** BEGIN PROVIDED MATERIAL **
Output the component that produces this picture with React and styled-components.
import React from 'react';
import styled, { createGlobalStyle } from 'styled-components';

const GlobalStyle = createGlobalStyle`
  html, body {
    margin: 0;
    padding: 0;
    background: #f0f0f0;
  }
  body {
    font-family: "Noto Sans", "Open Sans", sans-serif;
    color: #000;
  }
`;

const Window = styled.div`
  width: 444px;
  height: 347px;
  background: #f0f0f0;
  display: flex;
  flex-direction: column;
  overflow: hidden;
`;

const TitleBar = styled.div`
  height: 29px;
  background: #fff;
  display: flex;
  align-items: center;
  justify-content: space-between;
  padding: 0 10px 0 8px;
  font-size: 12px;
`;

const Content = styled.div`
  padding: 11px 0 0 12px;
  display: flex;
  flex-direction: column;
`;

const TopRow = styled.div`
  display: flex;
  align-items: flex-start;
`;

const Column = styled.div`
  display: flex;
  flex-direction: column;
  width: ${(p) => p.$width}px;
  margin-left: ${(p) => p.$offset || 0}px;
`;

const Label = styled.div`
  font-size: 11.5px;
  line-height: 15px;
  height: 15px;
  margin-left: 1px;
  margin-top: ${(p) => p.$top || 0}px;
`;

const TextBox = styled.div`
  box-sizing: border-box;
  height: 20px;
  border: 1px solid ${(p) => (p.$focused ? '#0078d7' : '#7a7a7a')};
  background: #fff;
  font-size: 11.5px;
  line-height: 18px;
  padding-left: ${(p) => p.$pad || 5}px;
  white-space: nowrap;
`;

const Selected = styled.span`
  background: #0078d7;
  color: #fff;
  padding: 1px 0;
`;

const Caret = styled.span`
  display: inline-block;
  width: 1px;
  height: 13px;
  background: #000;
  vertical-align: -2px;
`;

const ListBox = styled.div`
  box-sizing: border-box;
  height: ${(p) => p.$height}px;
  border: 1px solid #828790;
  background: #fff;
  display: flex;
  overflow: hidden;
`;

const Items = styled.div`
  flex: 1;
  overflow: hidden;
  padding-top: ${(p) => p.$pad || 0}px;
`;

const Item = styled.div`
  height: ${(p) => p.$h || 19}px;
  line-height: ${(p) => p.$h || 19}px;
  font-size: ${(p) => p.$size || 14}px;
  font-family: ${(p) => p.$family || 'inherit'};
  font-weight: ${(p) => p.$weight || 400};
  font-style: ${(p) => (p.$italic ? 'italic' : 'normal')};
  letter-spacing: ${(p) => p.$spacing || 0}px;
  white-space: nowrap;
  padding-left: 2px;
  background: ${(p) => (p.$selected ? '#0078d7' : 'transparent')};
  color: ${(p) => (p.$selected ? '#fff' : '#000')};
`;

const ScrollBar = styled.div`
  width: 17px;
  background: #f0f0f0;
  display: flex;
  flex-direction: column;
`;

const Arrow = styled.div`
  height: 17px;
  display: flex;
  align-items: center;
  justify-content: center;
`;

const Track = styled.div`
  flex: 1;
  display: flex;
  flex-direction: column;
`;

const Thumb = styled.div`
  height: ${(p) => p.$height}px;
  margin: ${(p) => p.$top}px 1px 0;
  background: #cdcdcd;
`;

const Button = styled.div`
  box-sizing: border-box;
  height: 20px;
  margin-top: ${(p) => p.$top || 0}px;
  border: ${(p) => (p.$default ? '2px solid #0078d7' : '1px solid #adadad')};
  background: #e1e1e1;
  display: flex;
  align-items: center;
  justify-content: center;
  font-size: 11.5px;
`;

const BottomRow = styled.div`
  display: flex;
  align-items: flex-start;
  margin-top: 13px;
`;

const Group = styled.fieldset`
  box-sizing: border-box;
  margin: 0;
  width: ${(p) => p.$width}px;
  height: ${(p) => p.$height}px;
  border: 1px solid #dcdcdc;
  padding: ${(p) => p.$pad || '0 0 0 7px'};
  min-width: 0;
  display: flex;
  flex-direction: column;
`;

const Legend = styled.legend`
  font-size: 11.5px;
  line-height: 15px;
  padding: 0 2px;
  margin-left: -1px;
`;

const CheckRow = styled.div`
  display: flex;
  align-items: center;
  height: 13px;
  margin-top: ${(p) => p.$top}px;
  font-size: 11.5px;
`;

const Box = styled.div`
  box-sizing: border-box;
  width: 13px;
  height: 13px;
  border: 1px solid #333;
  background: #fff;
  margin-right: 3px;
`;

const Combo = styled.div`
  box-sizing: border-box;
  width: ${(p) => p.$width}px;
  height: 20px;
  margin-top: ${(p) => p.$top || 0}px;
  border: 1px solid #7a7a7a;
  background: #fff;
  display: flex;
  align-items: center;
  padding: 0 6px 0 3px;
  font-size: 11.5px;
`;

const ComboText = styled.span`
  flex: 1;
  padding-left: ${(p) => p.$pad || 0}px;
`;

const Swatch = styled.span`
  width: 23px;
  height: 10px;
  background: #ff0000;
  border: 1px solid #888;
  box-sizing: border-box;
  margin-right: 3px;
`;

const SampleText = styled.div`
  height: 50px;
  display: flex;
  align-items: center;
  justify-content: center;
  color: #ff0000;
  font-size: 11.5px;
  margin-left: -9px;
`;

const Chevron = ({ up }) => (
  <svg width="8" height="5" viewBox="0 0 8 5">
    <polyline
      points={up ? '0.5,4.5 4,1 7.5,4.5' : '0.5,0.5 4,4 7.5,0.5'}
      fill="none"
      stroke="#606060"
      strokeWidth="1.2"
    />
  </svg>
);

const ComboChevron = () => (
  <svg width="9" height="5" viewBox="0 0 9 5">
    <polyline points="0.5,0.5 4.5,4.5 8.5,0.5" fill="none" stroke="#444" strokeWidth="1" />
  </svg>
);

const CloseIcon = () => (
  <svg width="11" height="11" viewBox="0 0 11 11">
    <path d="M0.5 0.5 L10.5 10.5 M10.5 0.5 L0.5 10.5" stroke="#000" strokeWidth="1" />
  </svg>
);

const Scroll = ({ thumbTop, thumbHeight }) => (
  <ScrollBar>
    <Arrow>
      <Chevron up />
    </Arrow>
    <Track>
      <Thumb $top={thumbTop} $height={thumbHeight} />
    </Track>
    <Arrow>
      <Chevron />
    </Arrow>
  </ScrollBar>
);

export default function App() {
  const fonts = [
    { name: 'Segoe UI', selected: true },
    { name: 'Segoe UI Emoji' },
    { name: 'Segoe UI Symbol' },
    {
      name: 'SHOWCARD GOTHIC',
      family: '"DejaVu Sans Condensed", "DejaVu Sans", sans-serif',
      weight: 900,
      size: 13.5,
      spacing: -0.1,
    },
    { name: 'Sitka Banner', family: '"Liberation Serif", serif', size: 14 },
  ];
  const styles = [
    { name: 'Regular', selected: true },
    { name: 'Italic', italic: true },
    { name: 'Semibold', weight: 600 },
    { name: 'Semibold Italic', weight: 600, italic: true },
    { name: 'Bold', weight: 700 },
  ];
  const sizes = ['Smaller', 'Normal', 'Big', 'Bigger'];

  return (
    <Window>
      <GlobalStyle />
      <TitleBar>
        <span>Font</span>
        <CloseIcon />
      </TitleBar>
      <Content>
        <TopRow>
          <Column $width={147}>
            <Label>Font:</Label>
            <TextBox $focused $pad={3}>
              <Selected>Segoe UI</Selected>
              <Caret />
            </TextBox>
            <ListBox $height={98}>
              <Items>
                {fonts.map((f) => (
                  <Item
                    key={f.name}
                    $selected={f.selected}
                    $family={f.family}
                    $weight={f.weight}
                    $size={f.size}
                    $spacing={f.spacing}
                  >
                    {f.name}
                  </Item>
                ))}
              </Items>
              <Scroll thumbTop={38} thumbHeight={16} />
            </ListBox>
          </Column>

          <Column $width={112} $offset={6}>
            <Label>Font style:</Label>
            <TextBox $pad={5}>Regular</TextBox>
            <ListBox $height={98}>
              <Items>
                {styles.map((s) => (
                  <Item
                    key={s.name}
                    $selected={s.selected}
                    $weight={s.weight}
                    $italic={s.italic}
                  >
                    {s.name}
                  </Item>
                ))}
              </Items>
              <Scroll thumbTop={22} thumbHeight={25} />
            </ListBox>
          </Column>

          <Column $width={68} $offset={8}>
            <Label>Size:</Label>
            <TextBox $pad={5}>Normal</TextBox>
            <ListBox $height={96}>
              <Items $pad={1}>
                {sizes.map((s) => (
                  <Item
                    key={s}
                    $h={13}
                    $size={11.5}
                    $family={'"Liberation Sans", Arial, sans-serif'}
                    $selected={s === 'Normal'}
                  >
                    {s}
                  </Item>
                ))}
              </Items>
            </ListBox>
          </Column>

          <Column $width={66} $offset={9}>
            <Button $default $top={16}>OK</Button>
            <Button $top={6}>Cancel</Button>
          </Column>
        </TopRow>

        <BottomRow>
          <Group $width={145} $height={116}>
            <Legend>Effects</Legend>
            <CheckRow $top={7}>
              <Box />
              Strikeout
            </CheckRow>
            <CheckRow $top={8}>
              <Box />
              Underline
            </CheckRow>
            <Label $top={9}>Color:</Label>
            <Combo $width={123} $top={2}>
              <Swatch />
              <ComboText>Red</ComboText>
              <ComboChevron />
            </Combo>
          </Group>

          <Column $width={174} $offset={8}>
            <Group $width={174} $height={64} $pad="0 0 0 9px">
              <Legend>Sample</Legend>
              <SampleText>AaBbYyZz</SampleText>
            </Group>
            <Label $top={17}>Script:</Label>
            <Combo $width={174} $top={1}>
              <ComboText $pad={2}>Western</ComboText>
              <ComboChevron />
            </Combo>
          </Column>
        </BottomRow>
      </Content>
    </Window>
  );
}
** END PROVIDED MATERIAL **
** BEGIN PROVIDED MATERIAL **
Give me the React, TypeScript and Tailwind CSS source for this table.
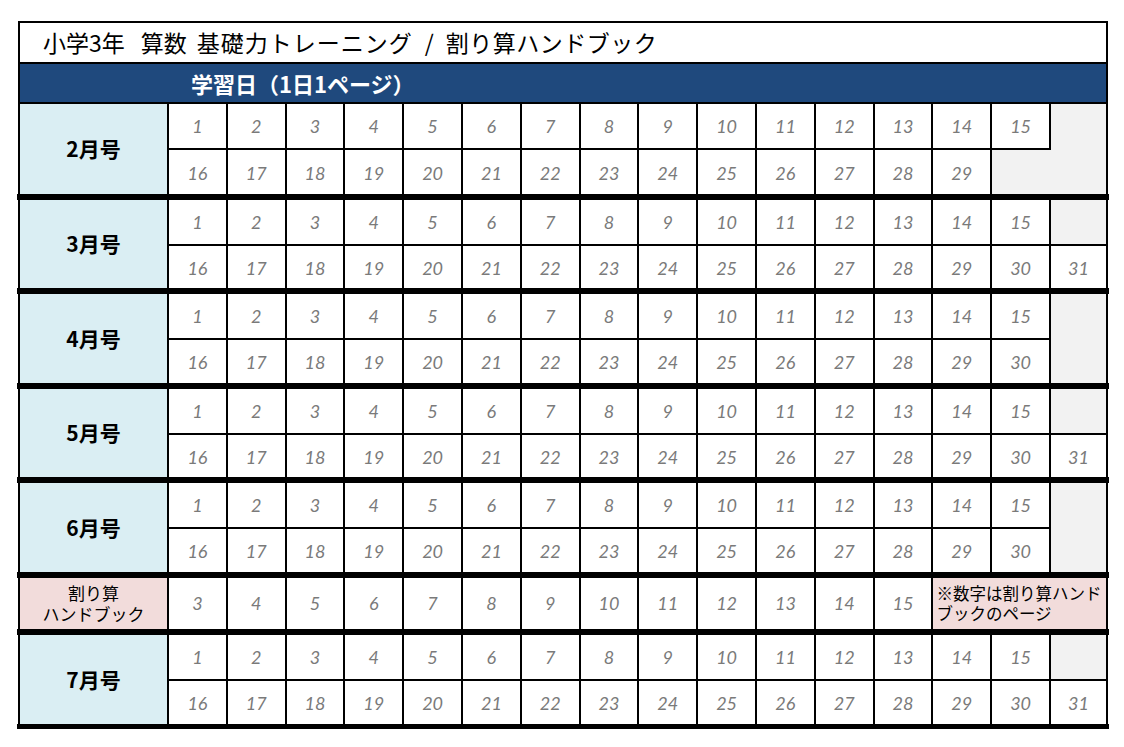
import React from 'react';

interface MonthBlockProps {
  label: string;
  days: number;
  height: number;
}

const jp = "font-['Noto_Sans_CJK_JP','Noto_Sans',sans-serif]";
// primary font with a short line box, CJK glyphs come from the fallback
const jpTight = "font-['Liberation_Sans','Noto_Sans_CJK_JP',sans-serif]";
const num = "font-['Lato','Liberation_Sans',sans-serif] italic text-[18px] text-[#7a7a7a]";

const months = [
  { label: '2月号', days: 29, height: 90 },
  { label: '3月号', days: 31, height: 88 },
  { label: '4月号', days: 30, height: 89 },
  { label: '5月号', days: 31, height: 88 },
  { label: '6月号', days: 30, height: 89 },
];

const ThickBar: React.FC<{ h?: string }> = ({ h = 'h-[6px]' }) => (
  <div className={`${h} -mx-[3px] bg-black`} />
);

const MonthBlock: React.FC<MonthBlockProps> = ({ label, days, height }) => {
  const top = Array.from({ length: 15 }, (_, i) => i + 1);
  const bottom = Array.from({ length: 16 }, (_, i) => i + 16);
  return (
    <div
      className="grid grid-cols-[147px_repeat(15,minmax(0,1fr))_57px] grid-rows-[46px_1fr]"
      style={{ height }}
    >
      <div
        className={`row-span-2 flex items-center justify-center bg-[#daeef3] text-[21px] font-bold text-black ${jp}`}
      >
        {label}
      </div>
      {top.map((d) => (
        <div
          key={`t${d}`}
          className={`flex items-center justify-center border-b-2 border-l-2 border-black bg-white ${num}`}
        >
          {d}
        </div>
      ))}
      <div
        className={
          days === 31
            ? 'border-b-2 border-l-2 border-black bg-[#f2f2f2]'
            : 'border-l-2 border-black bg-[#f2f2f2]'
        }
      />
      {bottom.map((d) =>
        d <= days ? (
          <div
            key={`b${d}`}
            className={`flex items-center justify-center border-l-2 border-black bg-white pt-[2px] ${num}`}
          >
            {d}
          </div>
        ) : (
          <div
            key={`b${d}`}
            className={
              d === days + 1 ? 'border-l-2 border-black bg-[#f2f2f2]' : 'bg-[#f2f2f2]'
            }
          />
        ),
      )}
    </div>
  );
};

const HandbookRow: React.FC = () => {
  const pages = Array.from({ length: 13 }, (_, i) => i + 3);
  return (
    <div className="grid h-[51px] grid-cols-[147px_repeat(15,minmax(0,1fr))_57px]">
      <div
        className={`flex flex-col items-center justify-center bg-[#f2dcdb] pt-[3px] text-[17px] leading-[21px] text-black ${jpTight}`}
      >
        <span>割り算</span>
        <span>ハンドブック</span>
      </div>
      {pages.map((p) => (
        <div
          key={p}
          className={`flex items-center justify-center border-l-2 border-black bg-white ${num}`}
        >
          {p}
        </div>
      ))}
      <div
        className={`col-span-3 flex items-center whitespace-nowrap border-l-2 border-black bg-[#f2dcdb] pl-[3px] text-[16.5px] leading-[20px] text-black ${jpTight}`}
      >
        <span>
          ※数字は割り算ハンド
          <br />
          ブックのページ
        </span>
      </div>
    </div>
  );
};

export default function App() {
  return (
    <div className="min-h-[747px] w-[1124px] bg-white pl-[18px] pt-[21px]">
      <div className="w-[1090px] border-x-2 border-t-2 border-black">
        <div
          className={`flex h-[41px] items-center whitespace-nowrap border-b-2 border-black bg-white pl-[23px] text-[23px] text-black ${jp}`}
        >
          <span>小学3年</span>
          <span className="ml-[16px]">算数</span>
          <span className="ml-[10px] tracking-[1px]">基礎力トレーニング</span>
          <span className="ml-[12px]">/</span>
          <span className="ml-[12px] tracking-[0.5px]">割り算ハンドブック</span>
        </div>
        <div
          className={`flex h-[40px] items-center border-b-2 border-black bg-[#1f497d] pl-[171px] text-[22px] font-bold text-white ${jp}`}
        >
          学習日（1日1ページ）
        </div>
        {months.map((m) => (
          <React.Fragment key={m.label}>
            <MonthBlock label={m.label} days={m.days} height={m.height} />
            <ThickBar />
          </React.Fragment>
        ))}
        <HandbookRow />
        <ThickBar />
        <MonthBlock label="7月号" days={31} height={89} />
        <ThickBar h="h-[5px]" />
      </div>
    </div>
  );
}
** END PROVIDED MATERIAL **
** BEGIN PROVIDED MATERIAL **
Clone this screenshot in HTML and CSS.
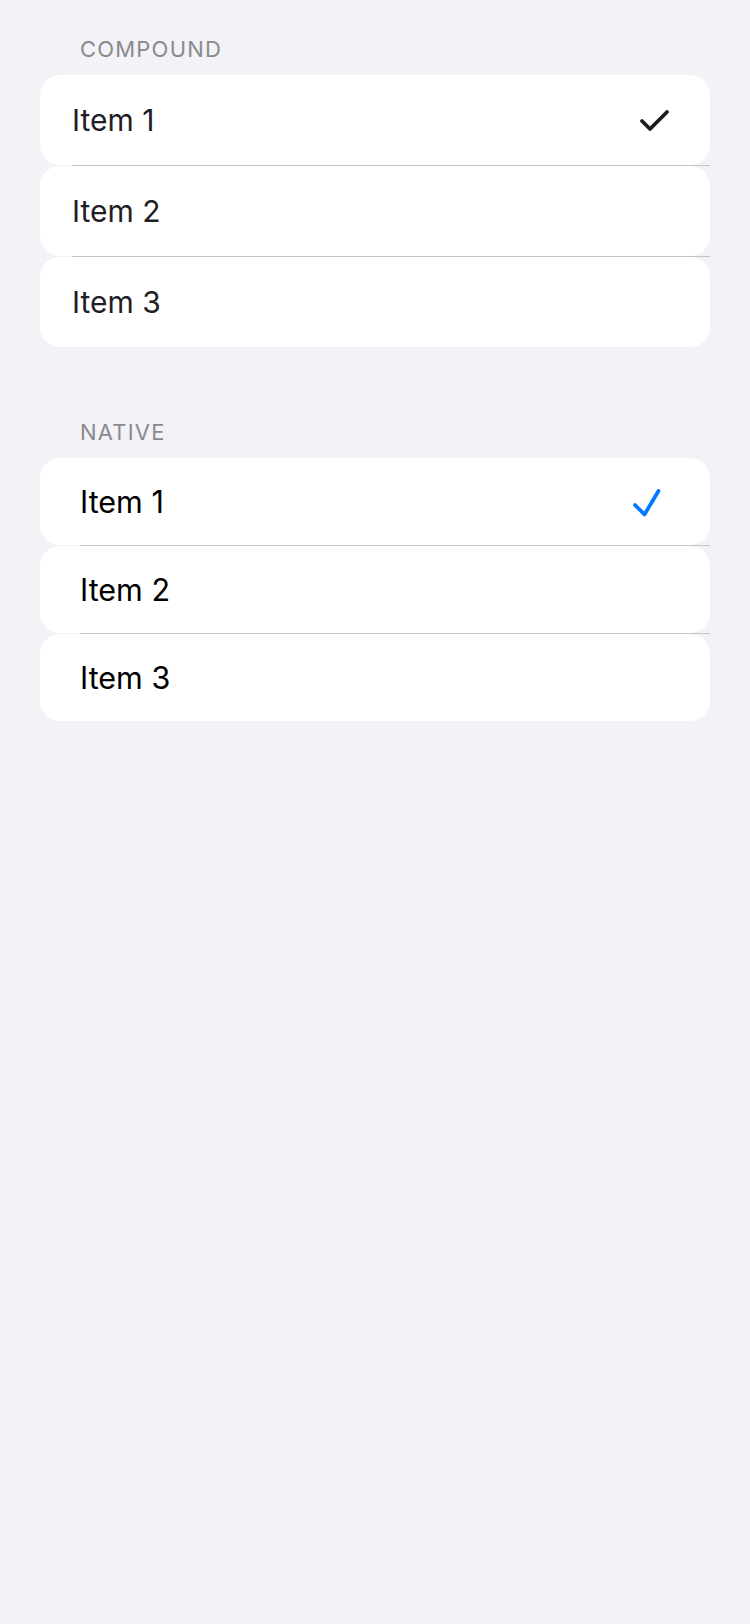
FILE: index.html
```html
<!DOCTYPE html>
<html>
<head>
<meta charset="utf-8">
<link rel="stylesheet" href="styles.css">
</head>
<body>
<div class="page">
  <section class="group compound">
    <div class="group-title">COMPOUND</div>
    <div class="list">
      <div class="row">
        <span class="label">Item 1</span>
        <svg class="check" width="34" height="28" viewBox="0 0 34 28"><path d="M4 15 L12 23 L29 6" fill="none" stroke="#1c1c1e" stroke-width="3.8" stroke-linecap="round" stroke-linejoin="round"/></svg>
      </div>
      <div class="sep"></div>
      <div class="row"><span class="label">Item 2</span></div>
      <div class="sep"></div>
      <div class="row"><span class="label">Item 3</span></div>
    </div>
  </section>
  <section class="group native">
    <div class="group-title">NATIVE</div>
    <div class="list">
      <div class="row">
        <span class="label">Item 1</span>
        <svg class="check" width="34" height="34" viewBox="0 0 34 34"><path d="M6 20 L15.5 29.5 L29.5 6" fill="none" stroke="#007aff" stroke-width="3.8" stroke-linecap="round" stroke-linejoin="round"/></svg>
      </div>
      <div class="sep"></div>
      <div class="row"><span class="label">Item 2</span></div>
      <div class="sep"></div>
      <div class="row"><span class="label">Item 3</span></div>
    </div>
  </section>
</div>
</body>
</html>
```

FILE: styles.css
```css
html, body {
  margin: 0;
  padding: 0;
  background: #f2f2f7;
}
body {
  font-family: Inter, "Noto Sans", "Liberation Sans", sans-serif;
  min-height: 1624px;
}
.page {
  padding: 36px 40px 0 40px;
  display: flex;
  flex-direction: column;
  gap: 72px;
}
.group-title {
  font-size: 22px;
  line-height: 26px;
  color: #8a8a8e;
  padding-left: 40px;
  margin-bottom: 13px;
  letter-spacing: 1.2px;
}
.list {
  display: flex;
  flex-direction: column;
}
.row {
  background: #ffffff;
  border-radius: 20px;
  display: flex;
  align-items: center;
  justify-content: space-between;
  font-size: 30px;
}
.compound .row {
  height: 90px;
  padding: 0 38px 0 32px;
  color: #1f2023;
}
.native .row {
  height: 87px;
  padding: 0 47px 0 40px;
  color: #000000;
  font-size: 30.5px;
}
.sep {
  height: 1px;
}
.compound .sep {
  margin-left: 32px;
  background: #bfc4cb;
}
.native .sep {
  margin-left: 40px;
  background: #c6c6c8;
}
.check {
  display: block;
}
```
** END PROVIDED MATERIAL **
## BRIEF
Answer with one number: how many lines of the entries above include the word "this".

## WRITTEN ANSWER
3